For the reasons discussed, the Court:
1. ADOPTS the Report and Recommendation in its entirety
(dkt. no. 6);
2. DENIES the petitioner's Motion for Waiver of Filing Fees and Costs (dkt. no. 2);
3. DENIES the petitioner's Motion for Total Waiver of Filing Fees Under the Twenty-Fourth Amendment (dkt. no. 7);
4. DENIES the petitioner's Motion to Reopen and Stay Proceedings Pending Decision by Judicial Panel on Multidistrict Litigation (dkt. no. 10);
5. DENIES the petitioner's Motion for Waiver of Filing Fees and Costs on Appeal pursuant to Fed. R. App. P. 24 (dkt. no. 13); and
6. ORDERS that this case be DISMISSED WITHOUT PREJUDICE and STRICKEN from the docket of this Court.
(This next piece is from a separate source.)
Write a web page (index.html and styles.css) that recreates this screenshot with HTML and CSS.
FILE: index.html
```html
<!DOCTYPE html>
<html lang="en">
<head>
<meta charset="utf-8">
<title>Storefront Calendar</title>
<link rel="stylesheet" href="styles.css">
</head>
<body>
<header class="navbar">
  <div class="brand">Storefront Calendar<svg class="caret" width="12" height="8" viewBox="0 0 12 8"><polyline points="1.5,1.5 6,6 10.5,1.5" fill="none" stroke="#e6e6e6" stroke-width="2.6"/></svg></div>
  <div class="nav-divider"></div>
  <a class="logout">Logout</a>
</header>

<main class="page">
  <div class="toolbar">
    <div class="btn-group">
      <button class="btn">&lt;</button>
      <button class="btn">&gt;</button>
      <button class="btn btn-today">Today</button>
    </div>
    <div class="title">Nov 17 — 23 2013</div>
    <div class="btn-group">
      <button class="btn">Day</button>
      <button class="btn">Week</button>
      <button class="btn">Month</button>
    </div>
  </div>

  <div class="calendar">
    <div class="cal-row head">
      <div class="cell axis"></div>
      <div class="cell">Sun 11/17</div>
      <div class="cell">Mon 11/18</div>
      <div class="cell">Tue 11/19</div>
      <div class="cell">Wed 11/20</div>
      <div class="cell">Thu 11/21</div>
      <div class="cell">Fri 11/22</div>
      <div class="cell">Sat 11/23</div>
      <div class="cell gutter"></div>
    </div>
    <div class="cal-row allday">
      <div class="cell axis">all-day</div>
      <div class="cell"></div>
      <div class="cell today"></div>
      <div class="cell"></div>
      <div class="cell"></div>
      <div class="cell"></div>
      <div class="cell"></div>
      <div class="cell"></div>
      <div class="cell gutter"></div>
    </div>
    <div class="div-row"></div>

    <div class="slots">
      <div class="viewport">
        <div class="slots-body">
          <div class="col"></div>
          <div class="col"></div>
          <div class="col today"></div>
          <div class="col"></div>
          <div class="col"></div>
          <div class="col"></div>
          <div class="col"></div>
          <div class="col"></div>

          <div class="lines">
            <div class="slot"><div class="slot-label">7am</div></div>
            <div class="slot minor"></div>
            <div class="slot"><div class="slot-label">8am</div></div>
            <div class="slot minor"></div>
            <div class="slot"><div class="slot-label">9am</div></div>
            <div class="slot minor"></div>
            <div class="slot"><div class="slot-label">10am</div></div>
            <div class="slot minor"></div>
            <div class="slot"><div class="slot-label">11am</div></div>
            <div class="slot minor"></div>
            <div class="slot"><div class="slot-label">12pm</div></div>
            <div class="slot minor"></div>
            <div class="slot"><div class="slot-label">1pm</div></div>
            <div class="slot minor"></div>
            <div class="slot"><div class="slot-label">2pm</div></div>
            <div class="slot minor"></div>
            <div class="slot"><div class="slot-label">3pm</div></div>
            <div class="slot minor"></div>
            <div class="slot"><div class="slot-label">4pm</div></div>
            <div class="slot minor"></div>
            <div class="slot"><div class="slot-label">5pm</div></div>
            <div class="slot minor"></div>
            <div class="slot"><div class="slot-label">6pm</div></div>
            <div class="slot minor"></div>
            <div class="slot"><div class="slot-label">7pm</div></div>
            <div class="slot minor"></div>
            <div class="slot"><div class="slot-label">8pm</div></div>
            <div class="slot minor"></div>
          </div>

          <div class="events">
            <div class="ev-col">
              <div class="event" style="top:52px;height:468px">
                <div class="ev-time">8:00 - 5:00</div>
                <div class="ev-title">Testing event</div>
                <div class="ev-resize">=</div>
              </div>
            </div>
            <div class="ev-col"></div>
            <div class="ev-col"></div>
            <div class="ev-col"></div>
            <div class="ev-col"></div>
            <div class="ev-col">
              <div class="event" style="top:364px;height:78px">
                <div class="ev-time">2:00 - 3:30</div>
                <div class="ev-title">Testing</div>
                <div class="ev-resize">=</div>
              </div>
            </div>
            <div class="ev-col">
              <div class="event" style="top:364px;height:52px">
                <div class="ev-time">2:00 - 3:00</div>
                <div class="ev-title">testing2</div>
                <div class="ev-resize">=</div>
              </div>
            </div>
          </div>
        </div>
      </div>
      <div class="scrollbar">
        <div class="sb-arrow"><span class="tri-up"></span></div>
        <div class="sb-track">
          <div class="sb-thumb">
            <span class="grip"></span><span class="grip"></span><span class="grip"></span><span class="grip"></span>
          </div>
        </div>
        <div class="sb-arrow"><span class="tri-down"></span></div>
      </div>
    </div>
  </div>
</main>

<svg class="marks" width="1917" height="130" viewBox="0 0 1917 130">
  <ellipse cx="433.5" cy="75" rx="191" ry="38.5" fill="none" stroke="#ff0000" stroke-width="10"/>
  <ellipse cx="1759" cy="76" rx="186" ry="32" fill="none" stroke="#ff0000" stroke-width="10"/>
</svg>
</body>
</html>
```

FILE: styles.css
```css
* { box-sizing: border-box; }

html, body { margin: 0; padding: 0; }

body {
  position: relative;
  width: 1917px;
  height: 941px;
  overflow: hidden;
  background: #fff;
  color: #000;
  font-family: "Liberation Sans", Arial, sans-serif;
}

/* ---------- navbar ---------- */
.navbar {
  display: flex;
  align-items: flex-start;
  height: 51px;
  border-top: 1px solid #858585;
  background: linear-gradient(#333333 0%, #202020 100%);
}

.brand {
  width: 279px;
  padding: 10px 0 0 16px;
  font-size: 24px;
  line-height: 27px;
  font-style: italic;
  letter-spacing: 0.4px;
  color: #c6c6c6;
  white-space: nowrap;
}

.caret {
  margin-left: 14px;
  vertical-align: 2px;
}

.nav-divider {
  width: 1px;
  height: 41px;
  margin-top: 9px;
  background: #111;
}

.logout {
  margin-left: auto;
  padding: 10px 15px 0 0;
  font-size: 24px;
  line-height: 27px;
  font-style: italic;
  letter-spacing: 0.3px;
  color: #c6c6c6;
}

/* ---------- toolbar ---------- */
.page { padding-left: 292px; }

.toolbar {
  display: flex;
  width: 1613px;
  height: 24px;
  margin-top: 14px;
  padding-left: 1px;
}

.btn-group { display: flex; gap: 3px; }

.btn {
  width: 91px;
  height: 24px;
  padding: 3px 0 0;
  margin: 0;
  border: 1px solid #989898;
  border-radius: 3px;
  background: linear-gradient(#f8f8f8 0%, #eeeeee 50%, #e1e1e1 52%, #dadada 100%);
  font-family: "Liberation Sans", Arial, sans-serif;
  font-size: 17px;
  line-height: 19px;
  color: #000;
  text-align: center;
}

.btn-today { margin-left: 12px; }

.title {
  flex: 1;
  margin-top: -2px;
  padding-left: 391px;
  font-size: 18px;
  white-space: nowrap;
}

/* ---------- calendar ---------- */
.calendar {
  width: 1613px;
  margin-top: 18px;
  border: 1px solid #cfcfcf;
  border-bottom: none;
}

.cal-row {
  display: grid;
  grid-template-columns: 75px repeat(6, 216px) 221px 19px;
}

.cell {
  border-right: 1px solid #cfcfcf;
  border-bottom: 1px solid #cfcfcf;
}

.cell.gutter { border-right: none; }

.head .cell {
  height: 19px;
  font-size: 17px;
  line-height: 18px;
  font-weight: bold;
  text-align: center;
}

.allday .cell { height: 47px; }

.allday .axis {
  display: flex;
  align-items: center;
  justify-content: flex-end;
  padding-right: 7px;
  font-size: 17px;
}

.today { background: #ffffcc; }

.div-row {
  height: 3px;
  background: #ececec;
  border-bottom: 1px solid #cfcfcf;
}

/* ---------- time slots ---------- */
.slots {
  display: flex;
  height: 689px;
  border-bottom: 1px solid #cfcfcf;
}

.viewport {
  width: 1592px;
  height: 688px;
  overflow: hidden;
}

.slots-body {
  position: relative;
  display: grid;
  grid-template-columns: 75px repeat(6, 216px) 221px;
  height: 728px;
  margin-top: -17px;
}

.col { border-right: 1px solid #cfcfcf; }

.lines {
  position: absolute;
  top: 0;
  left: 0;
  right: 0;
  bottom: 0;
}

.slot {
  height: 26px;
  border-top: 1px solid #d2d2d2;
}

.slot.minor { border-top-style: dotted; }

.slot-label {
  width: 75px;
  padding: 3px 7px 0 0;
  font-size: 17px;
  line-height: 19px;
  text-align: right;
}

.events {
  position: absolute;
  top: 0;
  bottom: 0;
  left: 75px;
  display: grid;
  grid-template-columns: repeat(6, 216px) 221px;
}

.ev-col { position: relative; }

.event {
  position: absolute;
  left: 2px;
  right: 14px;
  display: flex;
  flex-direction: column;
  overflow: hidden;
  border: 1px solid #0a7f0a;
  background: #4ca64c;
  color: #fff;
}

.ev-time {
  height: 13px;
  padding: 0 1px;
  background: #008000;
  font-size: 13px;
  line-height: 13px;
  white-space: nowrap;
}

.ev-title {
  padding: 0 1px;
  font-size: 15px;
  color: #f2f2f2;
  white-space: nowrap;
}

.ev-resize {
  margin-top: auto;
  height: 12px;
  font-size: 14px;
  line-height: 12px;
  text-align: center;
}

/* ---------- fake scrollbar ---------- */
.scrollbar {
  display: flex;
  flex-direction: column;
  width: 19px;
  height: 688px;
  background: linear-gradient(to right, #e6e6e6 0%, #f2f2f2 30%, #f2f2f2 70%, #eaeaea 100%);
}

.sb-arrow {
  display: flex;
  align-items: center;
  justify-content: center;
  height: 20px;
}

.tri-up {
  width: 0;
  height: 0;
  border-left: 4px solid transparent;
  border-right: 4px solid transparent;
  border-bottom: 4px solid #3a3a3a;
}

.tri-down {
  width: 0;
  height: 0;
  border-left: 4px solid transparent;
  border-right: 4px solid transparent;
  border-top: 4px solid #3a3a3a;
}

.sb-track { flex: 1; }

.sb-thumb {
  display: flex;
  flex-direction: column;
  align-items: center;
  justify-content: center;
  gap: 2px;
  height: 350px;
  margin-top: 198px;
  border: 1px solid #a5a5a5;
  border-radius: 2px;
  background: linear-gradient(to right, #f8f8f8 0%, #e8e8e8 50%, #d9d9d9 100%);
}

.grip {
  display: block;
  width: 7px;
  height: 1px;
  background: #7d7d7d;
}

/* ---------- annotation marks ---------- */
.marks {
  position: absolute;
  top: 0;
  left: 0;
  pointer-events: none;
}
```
If the petitioner should desire to appeal the decision of this Court, written notice of appeal must be received by the Clerk of this Court within thirty (30) days from the date of the entry of the Judgment Order, pursuant to Rule 4 of the Federal Rules of Appellate Procedure. The $5.00 filing fee for the notice of appeal and the $450.00 docketing fee should also be submitted with the notice of appeal. In the alternative, at the time the notice of appeal is submitted, plaintiff may, in accordance with the provisions of Rule 24(a) of the Federal Rules of Appellate Procedure, seek leave to proceed in forma pauperis from the United States Court of Appeals for the Fourth Circuit.
It is so ORDERED.
Pursuant to Fed. R. Civ. P. 58, the Court directs the Clerk of Court to enter a separate judgment order and to transmit copies of both orders to counsel of record and to the pro se petitioner, certified mail, return receipt requested.
______________________
IRENE M. KEELEY
UNITED STATES DISTRICT JUDGE
28 U.S.C. § 1915(g). This is known as the "three strikes" provision.